La créance de quasi-usufruit
En cause dans cette affaire, le mécanisme du quasi-usufruit et de l’assurance-vie. L’usufruit portait sur des obligations. Après leur remboursement, les sommes ont été placées en assurance-vie. Il s’agit donc d’un quasi-usufruit. Pour mémoire, l’article 587 du Code civil se définit de la façon suivante : « Si l’usufruit comprend des choses dont on ne peut faire usage sans les consommer, comme l’argent, les grains, les liqueurs, l’usufruitier a le droit de s’en servir, mais à la charge de rendre, à la fin de l’usufruit, soit des choses de même quantité et qualité soit leur valeur estimée à la date de la restitution. » En application de cette règle, le quasi-usufruitier peut disposer librement de la chose, comme le ferait un propriétaire, à charge pour lui d’en rendre l’équivalent.

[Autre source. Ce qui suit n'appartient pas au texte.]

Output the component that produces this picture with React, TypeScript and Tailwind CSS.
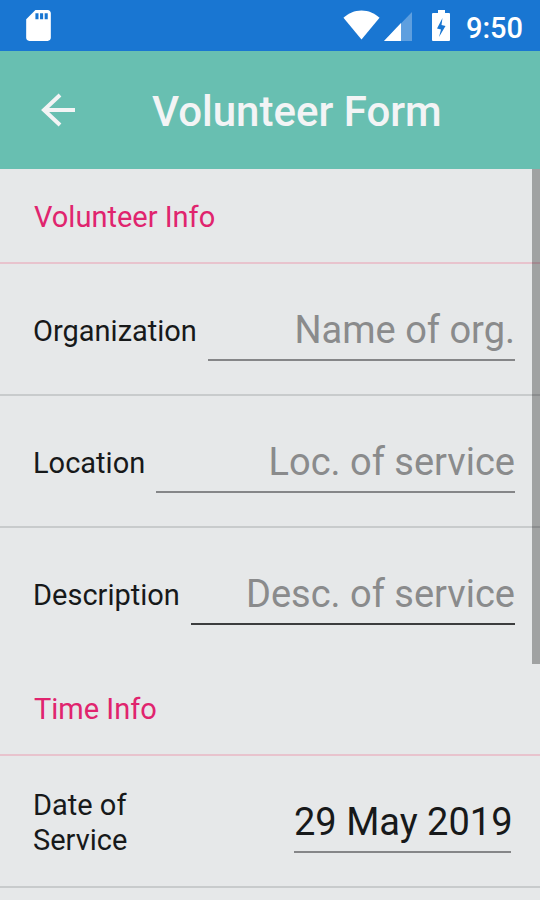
import React, { useState } from "react";

function StatusBar() {
  return (
    <div className="flex h-[51px] items-center bg-[#1976d2] pr-[17px] pl-5 text-white">
      <svg viewBox="0 0 24 24" className="size-[37px]" fill="currentColor" aria-hidden="true">
        <path d="M18 2h-8L4.02 8 4 20c0 1.1.9 2 2 2h12c1.1 0 2-.9 2-2V4c0-1.1-.9-2-2-2zm-6 6h-2V4h2v4zm3 0h-2V4h2v4zm3 0h-2V4h2v4z" />
      </svg>
      <div className="ml-auto flex items-center">
        <svg viewBox="0 0 24 24" className="size-[37px]" fill="currentColor" aria-hidden="true">
          <path d="M12 21L23.700 7C20.500 4 16.500 2.200 12 2.200S3.500 4 .3 7z" />
        </svg>
        <svg viewBox="0 0 28 31" className="ml-1 h-[31px] w-7" fill="currentColor" aria-hidden="true">
          <path d="M0 31L28 2V31z" opacity=".3" />
          <path d="M0 31L17 13V31z" />
        </svg>
        <svg viewBox="0 0 18 31" className="ml-5 h-[31px] w-[18px]" fill="currentColor" aria-hidden="true">
          <path
            fillRule="evenodd"
            d="M6 0h7v3h4a1 1 0 0 1 1 1v26a1 1 0 0 1-1 1H1a1 1 0 0 1-1-1V4a1 1 0 0 1 1-1h5zM10.500 8L5 18.500L9 19.500L7 27L13.500 16L9.500 15z"
          />
        </svg>
        <span className="ml-4 pt-1 text-[29px] leading-9 font-medium">9:50</span>
      </div>
    </div>
  );
}

function AppBar() {
  return (
    <header className="flex h-[118px] items-center bg-[#68bfb1] px-10 pt-1 text-[#f3f4f5]">
      <button type="button" aria-label="Back" className="-mt-1">
        <svg viewBox="0 0 36 36" className="size-9" fill="none" stroke="currentColor" strokeWidth="4" aria-hidden="true">
          <path d="M35 18H5M20 3L4 18L20 33" />
        </svg>
      </button>
      <h1 className="ml-[76px] text-[42px] leading-[48px] font-medium">Volunteer Form</h1>
    </header>
  );
}

function SectionTitle({ children }: { children: React.ReactNode }) {
  return (
    <h2 className="flex h-[95px] items-center border-b-2 border-[#e8c3cd] pt-1 pl-[34px] text-[29px] leading-[35px] text-[#e0246e]">
      {children}
    </h2>
  );
}

const rowBase = "flex h-[132px] items-center border-b-2 pl-[33px]";
const labelBase = "pt-1 text-[29px] leading-[35px]";
const inputBase =
  "h-16 rounded-none border-b-2 bg-transparent pt-1 text-[38px] outline-none placeholder:text-[#8a8b8c] placeholder:opacity-100";

type FieldProps = { id: string; label: string; hint: string; last?: boolean };

function TextField({ id, label, hint, last }: FieldProps) {
  const [value, setValue] = useState("");
  return (
    <div className={`${rowBase} gap-[11px] pr-[25px] ${last ? "border-transparent" : "border-[#c8cbcc]"}`}>
      <label htmlFor={id} className={labelBase}>
        {label}
      </label>
      <input
        id={id}
        type="text"
        value={value}
        placeholder={hint}
        onChange={(e) => setValue(e.target.value)}
        className={`${inputBase} min-w-0 flex-1 text-right ${last ? "border-[#3c3d3e]" : "border-[#858688]"}`}
      />
    </div>
  );
}

function DateField() {
  const [value, setValue] = useState("29 May 2019");
  return (
    <div className={`${rowBase} justify-between border-[#c8cbcc] pr-[29px]`}>
      <label htmlFor="date" className={`${labelBase} w-32`}>
        Date of Service
      </label>
      <input
        id="date"
        type="text"
        value={value}
        onChange={(e) => setValue(e.target.value)}
        className={`${inputBase} w-[217px] border-[#858688] text-center`}
      />
    </div>
  );
}

export default function App() {
  return (
    <div className="flex min-h-screen flex-col bg-[#e6e8e9] font-[Roboto,sans-serif] text-[#17191a]">
      <StatusBar />
      <AppBar />
      <main className="relative flex-1">
        <form className="flex flex-col gap-px">
          <section>
            <SectionTitle>Volunteer Info</SectionTitle>
            <TextField id="organization" label="Organization" hint="Name of org." />
            <TextField id="location" label="Location" hint="Loc. of service" />
            <TextField id="description" label="Description" hint="Desc. of service" last />
          </section>
          <section>
            <SectionTitle>Time Info</SectionTitle>
            <DateField />
          </section>
        </form>
        <div className="absolute top-0 right-0 h-[495px] w-2 bg-black/30" />
      </main>
    </div>
  );
}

Pour équilibrer cette prérogative, les nus-propriétaires sont « créanciers de la restitution » et la dette de l’usufruitier sera éligible au passif de sa propre succession : il s’agit de la dette de restitution.
Autre mécanisme en présence : l’assurance-vie et l’assujettissement des primes versées après 70 ans aux droits de mutation par décès conformément à l’article 787 B du CGI. Placées sur le contrat d’assurance-vie, les sommes échappaient à la succession légale de la mère quasi-usufruitière, conformément au régime de l’assurance-vie. Pour éviter le mécanisme de cette taxation avec créance de restitution, il eut fallu que les parties conviennent d’un report du démembrement sur les fonds versés dans le contrat.